Soul Music BBC4: Bring Him Home (from Les Miserables)

Soul Music is a riff off of Desert Island Discs, in that it is about the story behind music. In this case one song per episode.

No presenters, no title music even.

But it’s often, like DID, a tear jerker.

This one is no different.

But what elevates this particular episode, apart from the quality of the song, is the description of its creation.
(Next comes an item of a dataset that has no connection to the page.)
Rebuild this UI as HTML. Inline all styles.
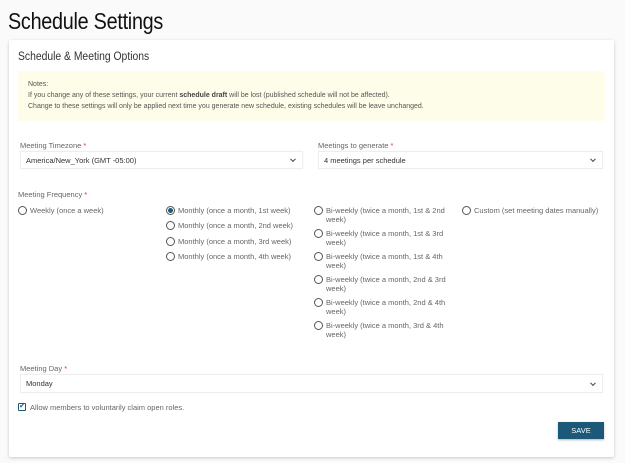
<!DOCTYPE html>
<html><head><style>
*{box-sizing:border-box;margin:0;padding:0}
body{width:625px;height:463px;background:#fafafa;font-family:"Liberation Sans",sans-serif;position:relative;overflow:hidden;color:#555}
.a{position:absolute;white-space:nowrap}
h1{position:absolute;left:8px;top:8px;font-size:23px;font-weight:400;color:#111;letter-spacing:-0.3px;transform:scaleX(0.86);transform-origin:0 0;white-space:nowrap}
.card{position:absolute;left:9px;top:40px;width:605px;height:417px;background:#fff;box-shadow:0 1px 3px rgba(0,0,0,.2);border-radius:2px}
.notes{position:absolute;left:18px;top:71px;width:587px;height:50px;background:#fdfde9;font-size:7px;line-height:11px;color:#555;padding:8px 0 0 10px}
.lbl{font-size:7.5px;color:#666}
.lbl b{color:#d33;font-weight:400}
.sel{position:absolute;background:#fff;border:1px solid #eee;box-shadow:0 0 1px rgba(0,0,0,.08);font-size:7.5px;color:#333;padding-left:5px;display:flex;align-items:center}
.sel:after{content:"";position:absolute;right:7px;top:50%;width:3px;height:3px;border-right:1px solid #444;border-bottom:1px solid #444;transform:translateY(-70%) rotate(45deg)}
.r{position:absolute;font-size:7.5px;color:#666;line-height:8.5px;padding-left:12px}
.r:before{content:"";position:absolute;left:0;top:-1px;width:7px;height:7px;border:1px solid #555;border-radius:50%}
.r.on:before{background:radial-gradient(#1d5b7a 45%,#fff 55%)}
</style></head><body>
<h1>Schedule Settings</h1>
<div class="card"></div>
<div class="a" style="left:18px;top:51px;font-size:11.5px;color:#333;transform:scaleX(0.9);transform-origin:0 0">Schedule &amp; Meeting Options</div>
<div class="notes">Notes:<br>If you change any of these settings, your current <b style="color:#444">schedule draft</b> will be lost (published schedule will not be affected).<br>Change to these settings will only be applied next time you generate new schedule, existing schedules will be leave unchanged.</div>
<div class="a lbl" style="left:20px;top:141px">Meeting Timezone <b>*</b></div>
<div class="a lbl" style="left:318px;top:141px">Meetings to generate <b>*</b></div>
<div class="sel" style="left:20px;top:151px;width:283px;height:18px">America/New_York (GMT -05:00)</div>
<div class="sel" style="left:318px;top:151px;width:285px;height:18px">4 meetings per schedule</div>
<div class="a lbl" style="left:18px;top:190px">Meeting Frequency <b>*</b></div>
<div class="r" style="left:18px;top:207px">Weekly (once a week)</div>
<div class="r on" style="left:166px;top:207px">Monthly (once a month, 1st week)</div>
<div class="r" style="left:166px;top:222px">Monthly (once a month, 2nd week)</div>
<div class="r" style="left:166px;top:238px">Monthly (once a month, 3rd week)</div>
<div class="r" style="left:166px;top:253px">Monthly (once a month, 4th week)</div>
<div class="r" style="left:314px;top:207px">Bi-weekly (twice a month, 1st &amp; 2nd<br>week)</div>
<div class="r" style="left:314px;top:230px">Bi-weekly (twice a month, 1st &amp; 3rd<br>week)</div>
<div class="r" style="left:314px;top:253px">Bi-weekly (twice a month, 1st &amp; 4th<br>week)</div>
<div class="r" style="left:314px;top:276px">Bi-weekly (twice a month, 2nd &amp; 3rd<br>week)</div>
<div class="r" style="left:314px;top:299px">Bi-weekly (twice a month, 2nd &amp; 4th<br>week)</div>
<div class="r" style="left:314px;top:322px">Bi-weekly (twice a month, 3rd &amp; 4th<br>week)</div>
<div class="r" style="left:462px;top:207px">Custom (set meeting dates manually)</div>
<div class="a lbl" style="left:20px;top:364px">Meeting Day <b>*</b></div>
<div class="sel" style="left:20px;top:374px;width:583px;height:19px">Monday</div>
<div class="a" style="left:18px;top:403px;width:8px;height:8px;border:1px solid #1d5b7a;border-radius:1px;font-size:7px;line-height:6px;text-align:center;color:#1d5b7a">✔</div>
<div class="a" style="left:30px;top:403px;font-size:7.5px;color:#666">Allow members to voluntarily claim open roles.</div>
<div class="a" style="left:558px;top:422px;width:46px;height:17px;background:#1c5877;color:#fff;font-size:7.5px;text-align:center;line-height:17px;box-shadow:0 1px 2px rgba(0,0,0,.3)">SAVE</div>
</body></html>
It’s truly illuminating and fascinating as a result.

Highly recommended.

https://www.bbc.co.uk/programmes/b075pxfx

Slow Burn Season 4; David Duke: Podcast Review

Wow. This is strong stuff.

In the late 1980s and early 1990s, a white supremacist became an American political phenomenon. David Duke’s rise to power and prominence—his election to the Louisiana Legislature, and then his campaigns for the U.S. Senate and the governorship—was an existential crisis for the state and the nation. 

That’s how Slate sells the fourth in their outstanding Podcast series (The Watergate Scandal 10/10, The Clinton Scandal 9/10 Tupac – didn’t enjoy that, and now Duke.)

Heavy stuff with heft.

Slow Burn really is an outstanding editorial platform with a great track record and this adds further weight to Slate’s enviable reputation with a gripping tale, riddled with back stories and sidebars that add colour and context to the rise of a fascist to a position of influence, but no power.
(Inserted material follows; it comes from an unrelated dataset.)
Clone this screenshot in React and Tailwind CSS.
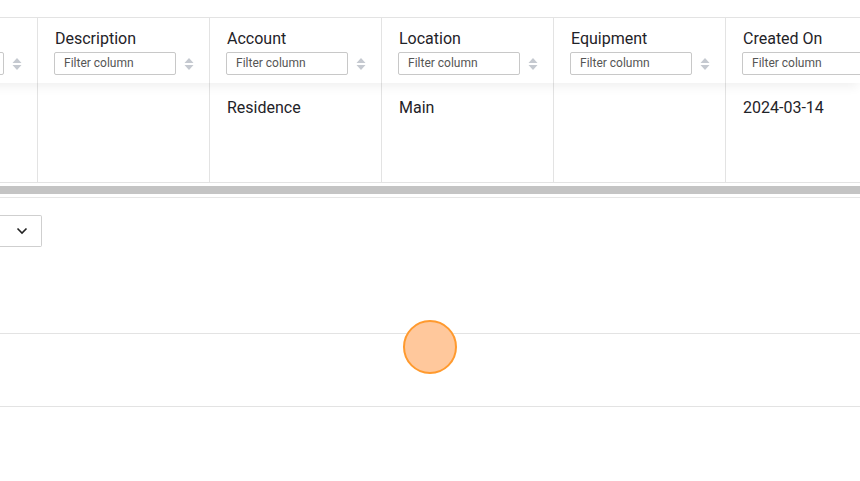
import React from 'react';

const columns = [
  { name: 'Name', value: '' },
  { name: 'Description', value: '' },
  { name: 'Account', value: 'Residence' },
  { name: 'Location', value: 'Main' },
  { name: 'Equipment', value: '' },
  { name: 'Created On', value: '2024-03-14' },
];

const SortIcon = () => (
  <svg width="10" height="14" viewBox="0 0 10 14" className="shrink-0">
    <path d="M5 1 L9.5 6 H0.5 Z" fill="#c5c9d0" />
    <path d="M5 13 L9.5 8 H0.5 Z" fill="#c5c9d0" />
  </svg>
);

const App = () => {
  return (
    <div className="w-[860px] h-[481px] overflow-hidden bg-white text-[#1f2328]" style={{ fontFamily: 'Roboto, "Noto Sans", sans-serif' }}>
      <div className="h-[17px]" />
      {/* table */}
      <div className="border-t border-[#e3e3e3]">
        <div className="relative flex -ml-[134px] h-[65px] bg-white shadow-[0_6px_10px_-2px_rgba(0,0,0,0.06)] z-10">
          {columns.map((c, i) => (
            <div key={c.name} className={`w-[172px] shrink-0 pl-[16px] pt-[10px] ${i < columns.length - 1 ? 'border-r border-[#e3e3e3]' : ''}`}>
              <div className="pl-[1px] text-[16px] leading-[22px]">{c.name}</div>
              <div className="flex items-center gap-[8px] mt-[2px]">
                <div className="w-[122px] h-[23px] border border-[#c8c8c8] rounded-[2px] pl-[9px] text-[12px] leading-[21px] text-[#555]">Filter column</div>
                <SortIcon />
              </div>
            </div>
          ))}
        </div>
        <div className="flex -ml-[134px] h-[100px] border-b border-[#e3e3e3]">
          {columns.map((c, i) => (
            <div key={c.name} className={`w-[172px] shrink-0 pl-[17px] pt-[14px] text-[16px] leading-[22px] ${i < columns.length - 1 ? 'border-r border-[#e3e3e3]' : ''}`}>
              {c.value}
            </div>
          ))}
        </div>
      </div>
      {/* horizontal scrollbar */}
      <div className="h-[3px]" />
      <div className="h-[8px] bg-[#c4c4c4]" />
      <div className="h-[3px]" />
      <div className="border-t border-[#e6e6e6]" />
      {/* bottom panel */}
      <div className="pt-[17px]">
        <div className="w-[42px] h-[32px] border border-[#cfcfcf] border-l-0 rounded-r-[2px] flex items-center justify-end pr-[13px]">
          <svg width="12" height="8" viewBox="0 0 12 8">
            <path d="M1.5 1.5 L6 6 L10.5 1.5" fill="none" stroke="#222" strokeWidth="1.6" />
          </svg>
        </div>
      </div>
      <div className="h-[86px]" />
      <div className="relative border-t border-[#e3e3e3]">
        <div className="absolute left-[403px] top-[-14px] w-[54px] h-[54px] rounded-full bg-[#ffc89c] border-[2px] border-[#ff9a2e]" />
      </div>
      <div className="h-[72px]" />
      <div className="border-t border-[#e3e3e3]" />
    </div>
  );
};

export default App;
Who could ever imagine a fascist in power in the USA?

Until 2016-2020. When it became a reality.

The difference between Duke and Trump is that Duke, ex Grand Wizard of the KKK was an acknowledged Nazi who tried to cover up his past, whereas Trump is only waves the flag of fascism (No brown short and swastika) albeit with the ability to create an authoritarian police state in the world’s third largest country.

Duke sought a Nazi state, for sure, but under the auspices of The GOP, The Republican Party.

Just like today.

And, yes, the GOP was embarrassed to shit by Duke, as those that will admit it are of his fascist successor.
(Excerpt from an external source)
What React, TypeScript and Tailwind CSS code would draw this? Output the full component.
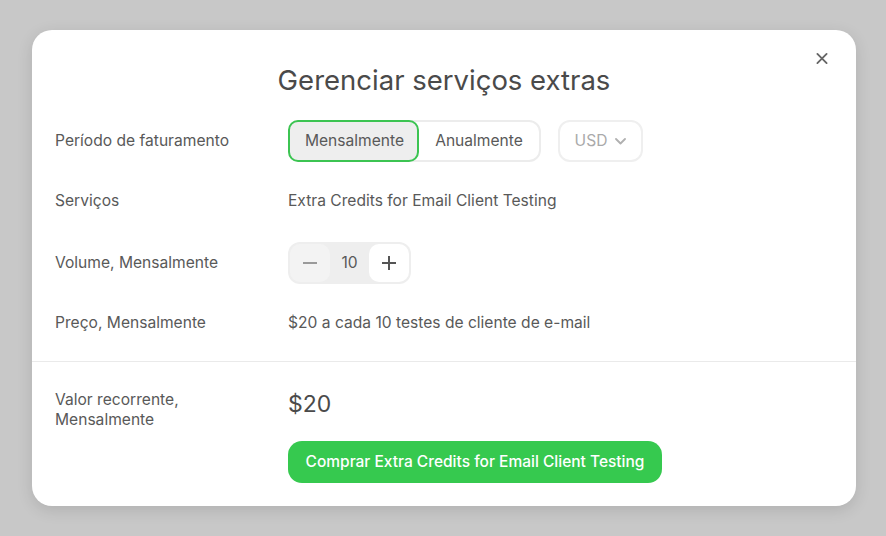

Where Duke failed was through his ostentatious official past. His espousal of anti-semitic, anti black politicking stated for what it was. The cross burning couldn’t be airbrushed from Duke’s history, whereas Trump gets the police to enact his enmity and racism with only a powder puff hairs and an orange fake tan that says;

“Me, a Nazi, looking like this? Oh come on.”

It’s wonderfully narrated with relish, and a degree of awe (fear really) by Josh Levin. His anguish is palpable as he tells the tale of what could have been…

…and is now.

The Dropout: Podcast Review.

The story of Elizabeth Holmes and Theranos is an unbelievable tale of ambition and fame gone terribly wrong.

So say ABC Studios in promoting the podcast of Elizabeth Holmes’ outrageous fooling of too many people that shouldn’t have been fooled.

Theranos was her college idea (for which she dropped out hence the title) a machine that analysed single droplets of blood to diagnose up to 100’s of health conditions like diabetes in a single drop with no need to draw blood via syringe.

A life changer for the planet. And Chiat Day’s ads fell nothing short of that claim.

Except every single analysis ever done by Theranos required a syringe draw. Because they weren’t analysed on Theranos machines.

She fooled Walgreens into signing an exclusive distribution deal.

She copied Steve Jobs by wearing all black turtlenecks.

She adopted a deep baritone voice that was 100% fake, to give her an air of authority.

She suckered US Secretary of State for Defence George Schultz, but not his grandson.

Henry fucking Kissinger sat on her board.

Bill Gates invested millions, so did Rupert Murdoch ($125m to be precise).

And at one time it was valued at $9billion.

All on a bare faced lie. A hoax of grand proportions. Gargantuan in fact.

You have to feel sorry for the small investors, more so for the poor people that were given incorrect diagnoses, but the big boys were simply suckered, and failed in their due diligence.

It’s a brilliant story, brilliantly researched and brilliantly narrated by Rebecca Jarvis.

High quality stuff that you should seek out now.